Vice Minister of Justice of the People's Republic of China
- In office April 1982 – July 1983

Personal details
- Born: September 1924 Taixian, Jiangsu, China
- Died: 11 September 2016 (aged 91–92) Beijing, China
- Party: Chinese Communist Party

= Zhu Jianming =

Chinese politician

Zhu Jianming (朱剑明; September 1924 – 11 September 2016), was a Chinese politician who served as vice minister of justice and deputy party secretary of the Ministry of Justice. He joined the Chinese Communist Party in February 1940 and was active in public security, procuratorial, and legal affairs over several decades. Zhu died in Beijing in September 2016 at the age of 92.

== Biography ==
Zhu Jianming was born in Taixian, Jiangsu Province, in September 1924. He began participating in revolutionary activities and joined the Chinese Communist Party in February 1940. In the early years of his career, from January 1941 to February 1950, he held several local public security positions, serving as director of the public security bureau of the Taizhou Special District and as deputy head of the social affairs department of the district party committee.
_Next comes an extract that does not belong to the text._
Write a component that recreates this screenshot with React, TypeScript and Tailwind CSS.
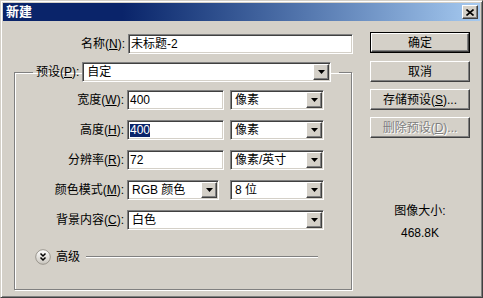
const sunken =
  'border border-t-[#808080] border-l-[#808080] border-b-white border-r-white shadow-[inset_1px_1px_0_#404040,inset_-1px_-1px_0_#d4d0c8]';
const raised =
  'border border-t-white border-l-white border-b-[#404040] border-r-[#404040] shadow-[inset_-1px_-1px_0_#808080,inset_1px_1px_0_#d4d0c8]';

function Label({ text, k, w = 'w-[112px]' }: { text: string; k: string; w?: string }) {
  return (
    <span className={`${w} shrink-0 text-right pr-[3px] whitespace-nowrap`}>
      {text}(<span className="underline">{k}</span>):
    </span>
  );
}

function TextBox({ value, w, selected }: { value: string; w: string; selected?: boolean }) {
  return (
    <div className={`${w} h-[20px] bg-white ${sunken} flex items-center pl-[2px]`}>
      {selected ? <span className="bg-[#0a246a] text-white leading-[13px]">{value}</span> : <span>{value}</span>}
    </div>
  );
}

function Combo({ value, w }: { value: string; w: string }) {
  return (
    <div className={`${w} h-[20px] bg-white ${sunken} flex items-center p-[1px]`}>
      <span className="flex-1 pl-[3px] whitespace-nowrap">{value}</span>
      <div className={`w-[16px] h-full bg-[#d4d0c8] ${raised} flex items-center justify-center`}>
        <svg width="7" height="4" viewBox="0 0 7 4">
          <path d="M0 0h7L3.5 4z" fill="#000" />
        </svg>
      </div>
    </div>
  );
}

function Button({ text, k, suffix = '', isDefault, disabled }: { text: string; k?: string; suffix?: string; isDefault?: boolean; disabled?: boolean }) {
  const body = (
    <div className={`h-full w-full bg-[#d4d0c8] ${raised} flex items-center justify-center`}>
      <span className={disabled ? 'text-[#808080] [text-shadow:1px_1px_0_#fff]' : ''}>
        {text}
        {k && (
          <>
            (<span className="underline">{k}</span>)
          </>
        )}
        {suffix}
      </span>
    </div>
  );
  return <div className={`w-[100px] h-[21px] ${isDefault ? 'border border-black' : ''}`}>{body}</div>;
}

function Row({ children }: { children: React.ReactNode }) {
  return <div className="flex items-center h-[20px]">{children}</div>;
}

export default function App() {
  return (
    <div className="w-[483px] h-[298px] bg-[#d4d0c8] border border-t-[#d4d0c8] border-l-[#d4d0c8] border-b-[#404040] border-r-[#404040] shadow-[inset_1px_1px_0_#fff,inset_-1px_-1px_0_#808080] p-[2px] text-[12px] text-black font-['Liberation_Sans','Noto_Sans_CJK_SC',sans-serif] overflow-hidden">
      <div className="h-[18px] bg-linear-to-r from-[#0a246a] from-25% to-[#a6caf0] flex items-center justify-between pl-[3px] pr-[2px]">
        <span className="text-white font-bold text-[13px]">新建</span>
        <div className={`w-[16px] h-[14px] bg-[#d4d0c8] ${raised} flex items-center justify-center`}>
          <svg width="8" height="7" viewBox="0 0 8 7">
            <path d="M0.5 0.5l7 6M7.5 0.5l-7 6" stroke="#000" strokeWidth="1.6" />
          </svg>
        </div>
      </div>

      <div className="flex">
        <div className="ml-[11px] mt-[13px] w-[340px]">
          <Row>
            <Label text="名称" k="N" w="w-[114px]" />
            <TextBox value="未标题-2" w="w-[225px]" />
          </Row>

          <fieldset className="mt-[8px] w-[338px] border border-[#808080] shadow-[1px_1px_0_#fff,inset_1px_1px_0_#fff] pb-[24px]">
            <legend className="ml-[18px] pr-[8px] flex items-center h-[20px]">
              <span className="pl-[3px] pr-[3px] whitespace-nowrap">
                预设(<span className="underline">P</span>):
              </span>
              <Combo value="自定" w="w-[249px]" />
            </legend>

            <div className="mt-[8px] flex flex-col gap-[10px]">
              <Row>
                <Label text="宽度" k="W" />
                <TextBox value="400" w="w-[97px]" />
                <div className="ml-[6px]">
                  <Combo value="像素" w="w-[94px]" />
                </div>
              </Row>
              <Row>
                <Label text="高度" k="H" />
                <TextBox value="400" w="w-[97px]" selected />
                <div className="ml-[6px]">
                  <Combo value="像素" w="w-[94px]" />
                </div>
              </Row>
              <Row>
                <Label text="分辨率" k="R" />
                <TextBox value="72" w="w-[97px]" />
                <div className="ml-[6px]">
                  <Combo value="像素/英寸" w="w-[94px]" />
                </div>
              </Row>
              <Row>
                <Label text="颜色模式" k="M" />
                <Combo value="RGB 颜色" w="w-[92px]" />
                <div className="ml-[11px]">
                  <Combo value="8 位" w="w-[94px]" />
                </div>
              </Row>
              <Row>
                <Label text="背景内容" k="C" />
                <Combo value="白色" w="w-[197px]" />
              </Row>
            </div>

            <div className="mt-[19px] flex items-center h-[16px] ml-[20px] mr-[33px]">
              <svg width="16" height="16" viewBox="0 0 16 16">
                <defs>
                  <linearGradient id="adv" x1="0" y1="0" x2="0" y2="1">
                    <stop offset="0" stopColor="#ffffff" />
                    <stop offset="1" stopColor="#c8c4bc" />
                  </linearGradient>
                </defs>
                <circle cx="8" cy="8" r="7.3" fill="url(#adv)" stroke="#9a968e" strokeWidth="1" />
                <path d="M5.5 4.5l2.5 2.5 2.5-2.5M5.5 8.5l2.5 2.5 2.5-2.5" fill="none" stroke="#000" strokeWidth="1.5" />
              </svg>
              <span className="ml-[5px] whitespace-nowrap">高级</span>
              <div className="ml-[6px] flex-1 h-[2px] border-t border-[#808080] border-b border-b-white" />
            </div>
          </fieldset>
        </div>

        <div className="ml-[16px] mt-[11px] flex flex-col items-center w-[100px]">
          <Button text="确定" isDefault />
          <div className="mt-[8px]">
            <Button text="取消" />
          </div>
          <div className="mt-[7px]">
            <Button text="存储预设" k="S" suffix="..." />
          </div>
          <div className="mt-[7px]">
            <Button text="删除预设" k="D" suffix="..." disabled />
          </div>
          <div className="mt-[66px] leading-[14px]">图像大小:</div>
          <div className="mt-[8px] leading-[14px]">468.8K</div>
        </div>
      </div>
    </div>
  );
}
From February 1950 to January 1955, Zhu served as deputy director of the Public Security Bureau of the Subei Administrative Office and later held posts as division director and office director within the East China Public Security Department. Between 1955 and 1968, he worked at the Supreme People's Procuratorate, where he served as director of the Second Division and head of the research office. From May 1977 to April 1981, Zhu was a member of the party leadership group and director of the General Office of the Chinese Academy of Sciences. In April 1981, he joined the Legislative Affairs Committee of the Standing Committee of the National People's Congress as a member of its party leadership group and as a committee member.

In April 1982, Zhu was appointed vice minister of justice and a member of the ministry's party leadership group. He became deputy party secretary of the Ministry of Justice in July 1983. Beginning in May 1986, he served as executive vice president and party secretary of the China Law Society, contributing to the development of legal scholarship and the institutional strengthening of China's legal system. He retired from active duty in November 1995. Zhu Jianming died in Beijing on September 11, 2016.